Die vom Berufungsgericht als erheblich erachtete Rechtsfrage führt daher nicht zur Zulässigkeit der Revision. Auch in der Revision der Beklagten werden keine erheblichen Rechtsfragen im Sinne des § 502 Abs 1 ZPO dargetan. Neben den Fragen der Vertretungsbefugnis des Bürgermeisters, des Vorliegens eines Vertrauenstatbestandes und der Vorteilszuwendung und Genehmigung, auf die aber bei Fehlen eines Abschlusswillens nicht einzugehen ist, werden keine Rechtsfragen releviert, die die Voraussetzungen des § 502 Abs 1 ZPO erfüllen.

Die Nichtigkeit des Verfahrens erster Instanz, deren Vorliegen das Berufungsgericht verneint hat, kann mit Revision nicht mehr geltend gemacht werden (Kodek in Rechberger², ZPO, § 503 Rz 2 mwN).

Was die Frage der Bestimmtheit des Klagebegehrens betrifft, so ist dieses Erfordernis erfüllt, wenn aus dem Begehren unter Berücksichtigung des Sprach- und Ortsgebrauches und nach den Regeln des Verkehrs zu entnehmen ist, was begehrt ist (Rechberger/Frauenberger in Rechberger, aaO, § 226 Rz 4 mwN).

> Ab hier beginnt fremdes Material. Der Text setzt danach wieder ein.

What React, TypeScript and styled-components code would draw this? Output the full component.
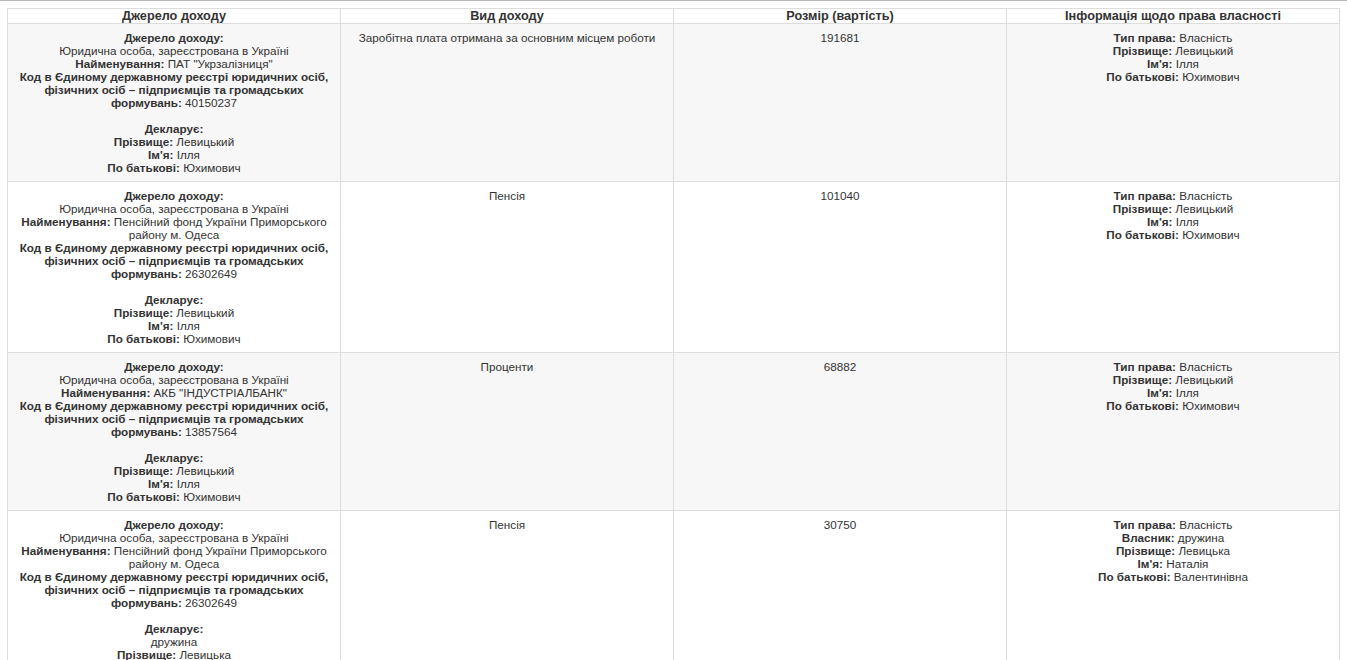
import React from "react";
import styled, { createGlobalStyle } from "styled-components";

const GlobalStyle = createGlobalStyle`
  html, body {
    margin: 0;
    padding: 0;
    background: #ffffff;
  }
  body {
    font-family: "Liberation Sans", Arial, sans-serif;
    color: #333333;
  }
`;

type Field = { label?: string; value?: string; gap?: boolean };

type Row = {
  source: Field[];
  kind: string;
  amount: string;
  rights: Field[];
};

const rows: Row[] = [
  {
    source: [
      { label: "Джерело доходу:" },
      { value: "Юридична особа, зареєстрована в Україні" },
      { label: "Найменування:", value: 'ПАТ "Укрзалізниця"' },
      {
        label: "Код в Єдиному державному реєстрі юридичних осіб, фізичних осіб – підприємців та громадських формувань:",
        value: "40150237",
      },
      { gap: true },
      { label: "Декларує:" },
      { label: "Прізвище:", value: "Левицький" },
      { label: "Ім'я:", value: "Ілля" },
      { label: "По батькові:", value: "Юхимович" },
    ],
    kind: "Заробітна плата отримана за основним місцем роботи",
    amount: "191681",
    rights: [
      { label: "Тип права:", value: "Власність" },
      { label: "Прізвище:", value: "Левицький" },
      { label: "Ім'я:", value: "Ілля" },
      { label: "По батькові:", value: "Юхимович" },
    ],
  },
  {
    source: [
      { label: "Джерело доходу:" },
      { value: "Юридична особа, зареєстрована в Україні" },
      { label: "Найменування:", value: "Пенсійний фонд України Приморського району м. Одеса" },
      {
        label: "Код в Єдиному державному реєстрі юридичних осіб, фізичних осіб – підприємців та громадських формувань:",
        value: "26302649",
      },
      { gap: true },
      { label: "Декларує:" },
      { label: "Прізвище:", value: "Левицький" },
      { label: "Ім'я:", value: "Ілля" },
      { label: "По батькові:", value: "Юхимович" },
    ],
    kind: "Пенсія",
    amount: "101040",
    rights: [
      { label: "Тип права:", value: "Власність" },
      { label: "Прізвище:", value: "Левицький" },
      { label: "Ім'я:", value: "Ілля" },
      { label: "По батькові:", value: "Юхимович" },
    ],
  },
  {
    source: [
      { label: "Джерело доходу:" },
      { value: "Юридична особа, зареєстрована в Україні" },
      { label: "Найменування:", value: 'АКБ "ІНДУСТРІАЛБАНК"' },
      {
        label: "Код в Єдиному державному реєстрі юридичних осіб, фізичних осіб – підприємців та громадських формувань:",
        value: "13857564",
      },
      { gap: true },
      { label: "Декларує:" },
      { label: "Прізвище:", value: "Левицький" },
      { label: "Ім'я:", value: "Ілля" },
      { label: "По батькові:", value: "Юхимович" },
    ],
    kind: "Проценти",
    amount: "68882",
    rights: [
      { label: "Тип права:", value: "Власність" },
      { label: "Прізвище:", value: "Левицький" },
      { label: "Ім'я:", value: "Ілля" },
      { label: "По батькові:", value: "Юхимович" },
    ],
  },
  {
    source: [
      { label: "Джерело доходу:" },
      { value: "Юридична особа, зареєстрована в Україні" },
      { label: "Найменування:", value: "Пенсійний фонд України Приморського району м. Одеса" },
      {
        label: "Код в Єдиному державному реєстрі юридичних осіб, фізичних осіб – підприємців та громадських формувань:",
        value: "26302649",
      },
      { gap: true },
      { label: "Декларує:" },
      { value: "дружина" },
      { label: "Прізвище:", value: "Левицька" },
      { label: "Ім'я:", value: "Наталія" },
      { label: "По батькові:", value: "Валентинівна" },
    ],
    kind: "Пенсія",
    amount: "30750",
    rights: [
      { label: "Тип права:", value: "Власність" },
      { label: "Власник:", value: "дружина" },
      { label: "Прізвище:", value: "Левицька" },
      { label: "Ім'я:", value: "Наталія" },
      { label: "По батькові:", value: "Валентинівна" },
    ],
  },
];

export default function App() {
  return (
    <>
      <GlobalStyle />
      <Page>
        <Table>
          <thead>
            <tr>
              <HeadCell>Джерело доходу</HeadCell>
              <HeadCell>Вид доходу</HeadCell>
              <HeadCell>Розмір (вартість)</HeadCell>
              <HeadCell>Інформація щодо права власності</HeadCell>
            </tr>
          </thead>
          <tbody>
            {rows.map((row, i) => (
              <BodyRow key={i} $striped={i % 2 === 0}>
                <Cell>
                  <Fields items={row.source} />
                </Cell>
                <Cell>{row.kind}</Cell>
                <Cell>{row.amount}</Cell>
                <Cell>
                  <Fields items={row.rights} />
                </Cell>
              </BodyRow>
            ))}
          </tbody>
        </Table>
      </Page>
    </>
  );
}

function Fields({ items }: { items: Field[] }) {
  return (
    <>
      {items.map((f, i) =>
        f.gap ? (
          <Gap key={i} />
        ) : (
          <Line key={i}>
            {f.label && <Label>{f.label}</Label>}
            {f.label && f.value ? " " : null}
            {f.value}
          </Line>
        )
      )}
    </>
  );
}

const Page = styled.div`
  border-top: 1px solid #b8b8b8;
  padding: 7px 7px 0 7px;
`;

const Table = styled.table`
  width: 100%;
  table-layout: fixed;
  border-collapse: collapse;
  border: 1px solid #dddddd;
  font-size: 11.7px;
  line-height: 13px;
  color: #333333;
`;

const HeadCell = styled.th`
  width: 25%;
  border: 1px solid #dddddd;
  padding: 0 4px;
  font-size: 12.7px;
  line-height: 14px;
  font-weight: bold;
  text-align: center;
  background: #ffffff;
  color: #333333;
`;

const BodyRow = styled.tr<{ $striped: boolean }>`
  background: ${(p) => (p.$striped ? "#f7f7f7" : "#ffffff")};
`;

const Cell = styled.td`
  border: 1px solid #dddddd;
  padding: 7px 5px;
  vertical-align: top;
  text-align: center;
`;

const Line = styled.div``;

const Gap = styled.div`
  height: 13px;
`;

const Label = styled.b`
  font-weight: bold;
`;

Das Klagebegehren ist so zu verstehen, wie es im Zusammenhang mit der Klagserzählung vom Kläger gemeint ist (RIS-Justiz RS0037440). Es kann also nur aufgrund der Umstände des Einzelfalles beurteilt werden, ob es ausreichend bestimmt ist, weshalb auch insoweit keine erhebliche Rechtsfrage vorliegt.

Die Revision der Beklagten war sohin wegen Fehlens einer erheblichen Rechtsfrage zurückzuweisen, die Entscheidung über die Kosten gründet sich auf die §§ 41, 50 ZPO.